The won-dollar exchange rate closed at 1,243.5 won per U.S. dollar on March 17.
The won-dollar exchange rate jumped 17.5 won on March 17, closing at over 1,240 won per U.S. dollar for the first time in about a decade. The rate spiked for the fourth consecutive day even after the foreign exchange authorities mentioned the possibility of market intervention.
The rate closed at 1,243.5 won per U.S. dollar after rising 50.5 won for four trading days in a row. It topped 1,240 won per U.S. dollar for the first time since June 11, 2010. The U.S. stock market plunged again the previous day, and then the exchange rate continued to rise from the opening price of 1,231 won.

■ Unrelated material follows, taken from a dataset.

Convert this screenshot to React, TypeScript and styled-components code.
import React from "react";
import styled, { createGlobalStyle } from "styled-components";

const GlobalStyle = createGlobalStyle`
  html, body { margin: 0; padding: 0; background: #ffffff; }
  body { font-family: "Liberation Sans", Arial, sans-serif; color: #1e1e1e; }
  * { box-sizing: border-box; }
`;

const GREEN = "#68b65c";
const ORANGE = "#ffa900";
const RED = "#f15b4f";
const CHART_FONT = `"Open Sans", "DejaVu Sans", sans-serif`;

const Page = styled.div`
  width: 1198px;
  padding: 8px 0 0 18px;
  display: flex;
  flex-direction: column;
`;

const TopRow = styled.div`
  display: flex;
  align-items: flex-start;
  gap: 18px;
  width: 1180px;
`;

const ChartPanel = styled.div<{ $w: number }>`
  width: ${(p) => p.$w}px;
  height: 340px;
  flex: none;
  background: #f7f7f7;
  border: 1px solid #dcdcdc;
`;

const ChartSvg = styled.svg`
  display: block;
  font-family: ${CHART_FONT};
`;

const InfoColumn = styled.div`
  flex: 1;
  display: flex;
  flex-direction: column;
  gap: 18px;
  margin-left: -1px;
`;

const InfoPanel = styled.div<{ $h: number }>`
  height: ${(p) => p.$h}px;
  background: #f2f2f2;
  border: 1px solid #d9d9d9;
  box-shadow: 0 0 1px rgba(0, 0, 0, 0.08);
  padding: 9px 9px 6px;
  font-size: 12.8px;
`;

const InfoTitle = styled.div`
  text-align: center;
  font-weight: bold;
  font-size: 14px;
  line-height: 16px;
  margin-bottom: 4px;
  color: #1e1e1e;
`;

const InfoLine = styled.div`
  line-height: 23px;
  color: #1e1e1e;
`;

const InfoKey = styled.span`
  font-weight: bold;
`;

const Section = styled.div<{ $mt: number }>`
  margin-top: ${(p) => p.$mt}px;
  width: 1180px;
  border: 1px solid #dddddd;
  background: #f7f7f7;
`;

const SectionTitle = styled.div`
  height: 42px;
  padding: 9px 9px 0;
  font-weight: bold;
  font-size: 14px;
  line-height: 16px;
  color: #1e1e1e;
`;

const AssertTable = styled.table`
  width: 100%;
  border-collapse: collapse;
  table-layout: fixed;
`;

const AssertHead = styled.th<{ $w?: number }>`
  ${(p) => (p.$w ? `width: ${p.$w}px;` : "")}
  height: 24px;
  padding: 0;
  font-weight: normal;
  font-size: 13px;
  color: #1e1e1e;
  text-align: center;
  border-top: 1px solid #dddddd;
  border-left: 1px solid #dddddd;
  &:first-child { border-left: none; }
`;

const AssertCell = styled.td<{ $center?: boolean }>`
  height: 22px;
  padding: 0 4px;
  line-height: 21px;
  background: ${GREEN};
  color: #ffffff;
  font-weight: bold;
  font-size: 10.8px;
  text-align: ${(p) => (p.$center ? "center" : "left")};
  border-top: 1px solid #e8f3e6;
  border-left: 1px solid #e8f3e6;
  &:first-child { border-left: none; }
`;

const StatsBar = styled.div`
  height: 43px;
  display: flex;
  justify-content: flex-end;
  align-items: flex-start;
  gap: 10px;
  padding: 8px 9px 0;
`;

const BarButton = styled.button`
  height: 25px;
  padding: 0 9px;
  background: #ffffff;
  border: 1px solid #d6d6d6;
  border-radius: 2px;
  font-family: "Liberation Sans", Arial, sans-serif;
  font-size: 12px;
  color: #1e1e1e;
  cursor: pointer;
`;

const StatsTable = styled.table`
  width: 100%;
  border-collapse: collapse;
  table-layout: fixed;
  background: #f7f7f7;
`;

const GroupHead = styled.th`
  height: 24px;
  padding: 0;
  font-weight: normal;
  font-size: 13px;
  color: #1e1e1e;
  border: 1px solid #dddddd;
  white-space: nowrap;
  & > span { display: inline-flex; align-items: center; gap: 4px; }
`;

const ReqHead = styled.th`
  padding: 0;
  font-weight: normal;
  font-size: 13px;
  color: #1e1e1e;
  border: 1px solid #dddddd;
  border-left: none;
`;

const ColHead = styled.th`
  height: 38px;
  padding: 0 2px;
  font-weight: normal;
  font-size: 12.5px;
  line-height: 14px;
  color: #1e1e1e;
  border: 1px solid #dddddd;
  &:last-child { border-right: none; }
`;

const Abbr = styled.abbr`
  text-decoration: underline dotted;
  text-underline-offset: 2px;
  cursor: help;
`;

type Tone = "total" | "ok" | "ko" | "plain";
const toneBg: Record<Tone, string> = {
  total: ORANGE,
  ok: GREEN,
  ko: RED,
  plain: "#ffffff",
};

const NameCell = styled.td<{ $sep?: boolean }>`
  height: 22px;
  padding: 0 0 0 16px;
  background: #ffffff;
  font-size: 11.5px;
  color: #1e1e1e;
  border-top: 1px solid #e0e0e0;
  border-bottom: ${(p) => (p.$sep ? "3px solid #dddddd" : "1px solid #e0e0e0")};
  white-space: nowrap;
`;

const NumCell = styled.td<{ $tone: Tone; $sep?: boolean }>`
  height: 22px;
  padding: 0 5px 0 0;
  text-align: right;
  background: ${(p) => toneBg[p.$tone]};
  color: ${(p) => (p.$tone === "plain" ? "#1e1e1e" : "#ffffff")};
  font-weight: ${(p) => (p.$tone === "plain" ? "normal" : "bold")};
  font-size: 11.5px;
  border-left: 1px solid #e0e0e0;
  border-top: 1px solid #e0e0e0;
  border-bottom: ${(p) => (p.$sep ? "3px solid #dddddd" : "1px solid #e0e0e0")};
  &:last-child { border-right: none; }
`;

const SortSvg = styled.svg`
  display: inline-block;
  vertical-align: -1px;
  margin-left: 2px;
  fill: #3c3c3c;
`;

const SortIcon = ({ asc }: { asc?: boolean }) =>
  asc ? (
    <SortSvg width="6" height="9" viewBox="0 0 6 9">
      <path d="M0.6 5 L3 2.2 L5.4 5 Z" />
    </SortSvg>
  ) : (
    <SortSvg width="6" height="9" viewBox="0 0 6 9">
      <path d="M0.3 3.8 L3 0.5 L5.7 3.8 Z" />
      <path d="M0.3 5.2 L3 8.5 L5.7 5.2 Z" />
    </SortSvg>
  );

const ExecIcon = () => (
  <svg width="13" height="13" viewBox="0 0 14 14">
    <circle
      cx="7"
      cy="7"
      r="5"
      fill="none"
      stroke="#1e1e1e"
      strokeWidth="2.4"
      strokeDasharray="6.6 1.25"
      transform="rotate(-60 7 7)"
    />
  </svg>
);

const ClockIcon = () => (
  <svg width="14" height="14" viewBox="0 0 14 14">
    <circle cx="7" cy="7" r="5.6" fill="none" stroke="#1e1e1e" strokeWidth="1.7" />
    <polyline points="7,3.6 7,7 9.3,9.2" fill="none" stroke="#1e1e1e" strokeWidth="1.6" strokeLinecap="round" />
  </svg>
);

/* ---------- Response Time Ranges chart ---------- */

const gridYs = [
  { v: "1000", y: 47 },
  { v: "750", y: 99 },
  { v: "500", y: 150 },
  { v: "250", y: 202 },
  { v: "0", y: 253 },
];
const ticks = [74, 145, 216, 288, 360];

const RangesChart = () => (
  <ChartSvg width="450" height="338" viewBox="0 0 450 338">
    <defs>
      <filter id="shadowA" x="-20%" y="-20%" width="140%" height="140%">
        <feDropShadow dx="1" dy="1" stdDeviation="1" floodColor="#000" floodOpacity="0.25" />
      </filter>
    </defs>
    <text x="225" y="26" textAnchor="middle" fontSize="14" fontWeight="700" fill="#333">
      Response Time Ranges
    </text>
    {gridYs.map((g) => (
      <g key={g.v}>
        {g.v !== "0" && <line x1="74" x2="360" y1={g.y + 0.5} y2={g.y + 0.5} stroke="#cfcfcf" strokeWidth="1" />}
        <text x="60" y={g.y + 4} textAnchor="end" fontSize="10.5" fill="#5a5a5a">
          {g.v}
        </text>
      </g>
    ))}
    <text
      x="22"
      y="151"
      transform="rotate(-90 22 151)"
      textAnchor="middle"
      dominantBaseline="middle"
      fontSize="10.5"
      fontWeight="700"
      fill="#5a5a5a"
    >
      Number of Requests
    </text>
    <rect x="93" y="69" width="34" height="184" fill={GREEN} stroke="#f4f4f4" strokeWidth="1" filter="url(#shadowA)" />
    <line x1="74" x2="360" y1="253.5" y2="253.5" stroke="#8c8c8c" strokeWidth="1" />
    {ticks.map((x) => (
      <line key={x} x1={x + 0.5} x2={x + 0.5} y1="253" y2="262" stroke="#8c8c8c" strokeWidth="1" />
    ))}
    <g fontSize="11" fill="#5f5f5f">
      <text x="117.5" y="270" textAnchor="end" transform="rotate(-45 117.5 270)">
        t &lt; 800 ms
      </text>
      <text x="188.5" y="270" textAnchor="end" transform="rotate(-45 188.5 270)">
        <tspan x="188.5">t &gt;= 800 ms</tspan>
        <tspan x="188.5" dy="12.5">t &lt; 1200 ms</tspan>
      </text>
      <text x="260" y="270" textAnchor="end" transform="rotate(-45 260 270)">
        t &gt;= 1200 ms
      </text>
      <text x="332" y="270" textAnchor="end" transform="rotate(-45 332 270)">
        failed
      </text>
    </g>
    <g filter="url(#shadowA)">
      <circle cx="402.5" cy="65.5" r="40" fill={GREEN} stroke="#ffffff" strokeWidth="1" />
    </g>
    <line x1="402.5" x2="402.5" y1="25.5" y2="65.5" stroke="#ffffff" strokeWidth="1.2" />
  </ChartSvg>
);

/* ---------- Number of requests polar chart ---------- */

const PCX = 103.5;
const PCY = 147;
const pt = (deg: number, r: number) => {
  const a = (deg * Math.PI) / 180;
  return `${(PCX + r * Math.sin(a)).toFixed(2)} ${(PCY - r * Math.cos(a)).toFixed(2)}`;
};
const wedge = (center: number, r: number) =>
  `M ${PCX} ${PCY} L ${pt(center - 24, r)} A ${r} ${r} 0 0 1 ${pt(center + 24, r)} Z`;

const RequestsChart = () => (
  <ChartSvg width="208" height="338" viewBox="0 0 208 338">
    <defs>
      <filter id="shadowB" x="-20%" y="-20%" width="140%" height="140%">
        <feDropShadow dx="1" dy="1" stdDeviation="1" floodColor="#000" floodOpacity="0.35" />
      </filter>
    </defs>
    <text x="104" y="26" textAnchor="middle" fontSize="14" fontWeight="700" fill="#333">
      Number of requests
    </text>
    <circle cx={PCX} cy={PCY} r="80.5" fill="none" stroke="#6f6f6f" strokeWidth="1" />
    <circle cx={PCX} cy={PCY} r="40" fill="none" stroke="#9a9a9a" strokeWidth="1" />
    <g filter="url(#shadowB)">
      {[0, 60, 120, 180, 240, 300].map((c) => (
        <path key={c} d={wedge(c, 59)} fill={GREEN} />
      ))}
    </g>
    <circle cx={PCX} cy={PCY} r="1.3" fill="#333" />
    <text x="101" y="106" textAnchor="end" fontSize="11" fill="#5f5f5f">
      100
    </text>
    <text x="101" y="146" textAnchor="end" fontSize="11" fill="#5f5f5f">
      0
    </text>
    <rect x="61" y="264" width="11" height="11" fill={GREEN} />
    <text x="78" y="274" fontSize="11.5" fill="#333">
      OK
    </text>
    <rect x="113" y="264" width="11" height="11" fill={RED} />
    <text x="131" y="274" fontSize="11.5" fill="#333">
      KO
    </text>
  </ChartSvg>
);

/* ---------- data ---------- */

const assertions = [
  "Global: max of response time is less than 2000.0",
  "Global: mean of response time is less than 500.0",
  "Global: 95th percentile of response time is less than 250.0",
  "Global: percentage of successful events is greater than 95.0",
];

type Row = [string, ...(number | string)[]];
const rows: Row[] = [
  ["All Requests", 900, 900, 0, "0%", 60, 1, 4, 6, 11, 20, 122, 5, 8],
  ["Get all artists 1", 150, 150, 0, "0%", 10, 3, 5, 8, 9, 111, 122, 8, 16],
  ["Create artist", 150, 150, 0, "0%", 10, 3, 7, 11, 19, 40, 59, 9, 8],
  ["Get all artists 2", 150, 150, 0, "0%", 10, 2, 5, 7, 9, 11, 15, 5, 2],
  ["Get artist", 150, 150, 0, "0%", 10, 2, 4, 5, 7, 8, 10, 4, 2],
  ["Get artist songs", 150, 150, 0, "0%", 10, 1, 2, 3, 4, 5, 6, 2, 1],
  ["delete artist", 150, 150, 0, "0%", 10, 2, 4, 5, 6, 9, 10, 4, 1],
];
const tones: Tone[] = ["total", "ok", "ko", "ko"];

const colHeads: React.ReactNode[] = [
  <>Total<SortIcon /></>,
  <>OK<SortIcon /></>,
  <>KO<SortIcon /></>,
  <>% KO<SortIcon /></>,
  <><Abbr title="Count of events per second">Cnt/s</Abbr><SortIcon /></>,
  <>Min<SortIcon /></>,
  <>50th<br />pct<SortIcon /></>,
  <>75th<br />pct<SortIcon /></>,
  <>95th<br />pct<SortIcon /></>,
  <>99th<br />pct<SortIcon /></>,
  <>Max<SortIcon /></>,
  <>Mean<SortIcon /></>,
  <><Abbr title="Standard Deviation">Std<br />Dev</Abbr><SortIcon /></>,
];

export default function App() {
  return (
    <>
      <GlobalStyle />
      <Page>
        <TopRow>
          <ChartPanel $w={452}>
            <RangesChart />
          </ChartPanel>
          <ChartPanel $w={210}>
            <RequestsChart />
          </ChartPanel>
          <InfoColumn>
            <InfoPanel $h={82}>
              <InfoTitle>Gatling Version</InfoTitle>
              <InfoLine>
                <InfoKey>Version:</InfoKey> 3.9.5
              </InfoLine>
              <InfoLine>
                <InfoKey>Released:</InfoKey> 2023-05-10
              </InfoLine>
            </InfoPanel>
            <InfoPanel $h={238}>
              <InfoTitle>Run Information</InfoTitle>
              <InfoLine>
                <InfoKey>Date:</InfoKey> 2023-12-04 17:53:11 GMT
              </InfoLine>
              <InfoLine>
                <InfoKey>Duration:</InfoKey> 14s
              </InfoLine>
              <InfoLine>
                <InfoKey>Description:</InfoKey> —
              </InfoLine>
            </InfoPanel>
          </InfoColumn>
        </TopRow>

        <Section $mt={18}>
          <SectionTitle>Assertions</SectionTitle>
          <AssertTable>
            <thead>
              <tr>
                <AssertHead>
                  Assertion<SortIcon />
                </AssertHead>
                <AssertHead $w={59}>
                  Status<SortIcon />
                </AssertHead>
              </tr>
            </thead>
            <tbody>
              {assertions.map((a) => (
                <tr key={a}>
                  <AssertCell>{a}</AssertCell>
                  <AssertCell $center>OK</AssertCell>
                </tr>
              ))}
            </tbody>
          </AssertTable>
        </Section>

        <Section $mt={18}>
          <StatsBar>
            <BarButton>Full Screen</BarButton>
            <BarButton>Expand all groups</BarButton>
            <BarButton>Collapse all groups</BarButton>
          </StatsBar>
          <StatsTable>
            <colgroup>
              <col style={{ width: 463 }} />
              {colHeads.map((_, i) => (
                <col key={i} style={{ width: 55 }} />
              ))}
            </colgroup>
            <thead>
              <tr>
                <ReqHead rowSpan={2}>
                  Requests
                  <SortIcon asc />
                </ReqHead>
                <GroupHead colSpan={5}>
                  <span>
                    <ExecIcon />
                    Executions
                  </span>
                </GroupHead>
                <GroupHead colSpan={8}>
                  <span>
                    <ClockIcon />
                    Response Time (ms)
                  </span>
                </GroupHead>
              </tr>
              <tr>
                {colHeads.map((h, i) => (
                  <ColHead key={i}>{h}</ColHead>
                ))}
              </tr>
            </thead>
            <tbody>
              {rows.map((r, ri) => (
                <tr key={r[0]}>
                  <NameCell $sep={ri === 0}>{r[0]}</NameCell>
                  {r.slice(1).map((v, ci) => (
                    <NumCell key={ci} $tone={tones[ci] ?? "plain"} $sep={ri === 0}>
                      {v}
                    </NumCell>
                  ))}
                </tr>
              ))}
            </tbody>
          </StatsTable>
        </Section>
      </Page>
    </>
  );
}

At present, foreigners are withdrawing from the South Korean stock market and selling the South Korean currency to accumulate the U.S. dollar as a safe asset. On March 17, the Korea Composite Stock Price Index (KOSPI) dropped 2.47 percent to close at 1,672.44 points, the lowest level in about 101 months. Foreigners recorded a net selling of 1,009.3 billion won on March 17. Their net selling continued for nine days and topped 13 trillion won since the first confirmed COVID-19 infection in South Korea on Jan. 20.
In the foreign currency money market, the liquidity of the U.S. dollar is decreasing at a rapid pace. This is because foreign banks are applying reduced U.S. dollar credit lines to their branches in South Korea for the purpose of risk control and South Korean securities companies are placing increasing demands for the U.S. dollar for hedging in the plunging stock market.
Moreover, the credit default swap premium of South Korea, which stood at 22 basis points at the end of 2019, rose to 54 basis points on March 16. In other words, the default risk of South Korea is on the increase and less and less are willing to keep its currency.
Still, the foreign exchange authorities are maintaining that the U.S. dollar liquidity is sufficient by mentioning local banks’ foreign currency liquidity coverage ratio, which was 128.3 percent and sufficiently exceeded the minimum requirement of 80 percent at the end of last month. However, experts point out that the authorities need to implement practical liquidity enhancement measures.